What you have to do
Return the data exactly, with all pictures removed.

══ Information provided

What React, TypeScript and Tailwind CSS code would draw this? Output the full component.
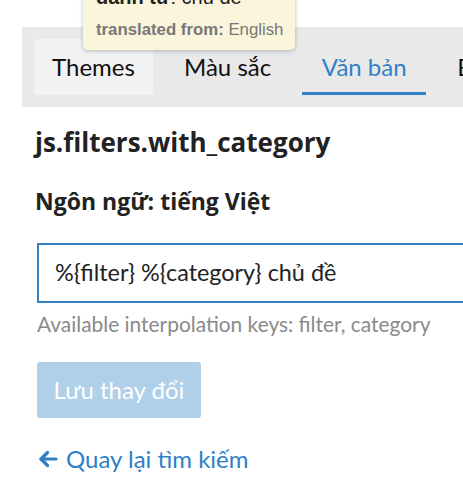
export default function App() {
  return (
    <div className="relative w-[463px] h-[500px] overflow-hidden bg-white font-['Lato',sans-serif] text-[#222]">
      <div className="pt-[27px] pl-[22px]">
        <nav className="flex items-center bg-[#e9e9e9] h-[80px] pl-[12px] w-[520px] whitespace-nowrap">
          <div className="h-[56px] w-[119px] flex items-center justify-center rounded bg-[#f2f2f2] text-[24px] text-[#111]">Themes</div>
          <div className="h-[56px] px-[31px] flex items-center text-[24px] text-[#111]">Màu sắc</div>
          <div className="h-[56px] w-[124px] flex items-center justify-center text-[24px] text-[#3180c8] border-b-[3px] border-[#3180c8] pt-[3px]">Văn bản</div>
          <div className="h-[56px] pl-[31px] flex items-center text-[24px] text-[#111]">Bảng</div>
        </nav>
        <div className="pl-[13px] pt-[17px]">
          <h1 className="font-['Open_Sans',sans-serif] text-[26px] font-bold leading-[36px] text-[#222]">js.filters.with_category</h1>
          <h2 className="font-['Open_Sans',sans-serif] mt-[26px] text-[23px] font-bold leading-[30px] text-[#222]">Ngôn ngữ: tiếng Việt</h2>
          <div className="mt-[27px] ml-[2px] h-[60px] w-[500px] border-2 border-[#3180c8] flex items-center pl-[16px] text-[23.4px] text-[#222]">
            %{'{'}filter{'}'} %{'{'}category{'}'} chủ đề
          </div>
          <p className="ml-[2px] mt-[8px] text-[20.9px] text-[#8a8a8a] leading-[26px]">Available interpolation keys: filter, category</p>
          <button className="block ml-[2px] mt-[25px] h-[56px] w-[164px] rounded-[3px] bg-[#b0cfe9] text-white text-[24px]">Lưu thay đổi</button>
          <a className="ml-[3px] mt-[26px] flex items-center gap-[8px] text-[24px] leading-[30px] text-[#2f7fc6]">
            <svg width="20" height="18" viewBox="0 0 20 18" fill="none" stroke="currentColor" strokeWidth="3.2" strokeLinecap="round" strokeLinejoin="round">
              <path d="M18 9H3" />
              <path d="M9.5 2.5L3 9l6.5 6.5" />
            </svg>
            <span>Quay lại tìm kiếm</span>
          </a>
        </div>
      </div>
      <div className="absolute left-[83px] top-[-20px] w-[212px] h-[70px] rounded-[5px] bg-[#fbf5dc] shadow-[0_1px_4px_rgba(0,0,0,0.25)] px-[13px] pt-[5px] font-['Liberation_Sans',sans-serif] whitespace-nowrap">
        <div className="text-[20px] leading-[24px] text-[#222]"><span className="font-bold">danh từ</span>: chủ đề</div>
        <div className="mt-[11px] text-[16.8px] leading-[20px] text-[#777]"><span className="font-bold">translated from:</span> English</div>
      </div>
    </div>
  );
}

════

Full answer
What React, TypeScript and Tailwind CSS code would draw this? Output the full component.
export default function App() {
  return (
    <div className="relative w-[463px] h-[500px] overflow-hidden bg-white font-['Lato',sans-serif] text-[#222]">
      <div className="pt-[27px] pl-[22px]">
        <nav className="flex items-center bg-[#e9e9e9] h-[80px] pl-[12px] w-[520px] whitespace-nowrap">
          <div className="h-[56px] w-[119px] flex items-center justify-center rounded bg-[#f2f2f2] text-[24px] text-[#111]">Themes</div>
          <div className="h-[56px] px-[31px] flex items-center text-[24px] text-[#111]">Màu sắc</div>
          <div className="h-[56px] w-[124px] flex items-center justify-center text-[24px] text-[#3180c8] border-b-[3px] border-[#3180c8] pt-[3px]">Văn bản</div>
          <div className="h-[56px] pl-[31px] flex items-center text-[24px] text-[#111]">Bảng</div>
        </nav>
        <div className="pl-[13px] pt-[17px]">
          <h1 className="font-['Open_Sans',sans-serif] text-[26px] font-bold leading-[36px] text-[#222]">js.filters.with_category</h1>
          <h2 className="font-['Open_Sans',sans-serif] mt-[26px] text-[23px] font-bold leading-[30px] text-[#222]">Ngôn ngữ: tiếng Việt</h2>
          <div className="mt-[27px] ml-[2px] h-[60px] w-[500px] border-2 border-[#3180c8] flex items-center pl-[16px] text-[23.4px] text-[#222]">
            %{'{'}filter{'}'} %{'{'}category{'}'} chủ đề
          </div>
          <p className="ml-[2px] mt-[8px] text-[20.9px] text-[#8a8a8a] leading-[26px]">Available interpolation keys: filter, category</p>
          <button className="block ml-[2px] mt-[25px] h-[56px] w-[164px] rounded-[3px] bg-[#b0cfe9] text-white text-[24px]">Lưu thay đổi</button>
          <a className="ml-[3px] mt-[26px] flex items-center gap-[8px] text-[24px] leading-[30px] text-[#2f7fc6]">
            <svg width="20" height="18" viewBox="0 0 20 18" fill="none" stroke="currentColor" strokeWidth="3.2" strokeLinecap="round" strokeLinejoin="round">
              <path d="M18 9H3" />
              <path d="M9.5 2.5L3 9l6.5 6.5" />
            </svg>
            <span>Quay lại tìm kiếm</span>
          </a>
        </div>
      </div>
      <div className="absolute left-[83px] top-[-20px] w-[212px] h-[70px] rounded-[5px] bg-[#fbf5dc] shadow-[0_1px_4px_rgba(0,0,0,0.25)] px-[13px] pt-[5px] font-['Liberation_Sans',sans-serif] whitespace-nowrap">
        <div className="text-[20px] leading-[24px] text-[#222]"><span className="font-bold">danh từ</span>: chủ đề</div>
        <div className="mt-[11px] text-[16.8px] leading-[20px] text-[#777]"><span className="font-bold">translated from:</span> English</div>
      </div>
    </div>
  );
}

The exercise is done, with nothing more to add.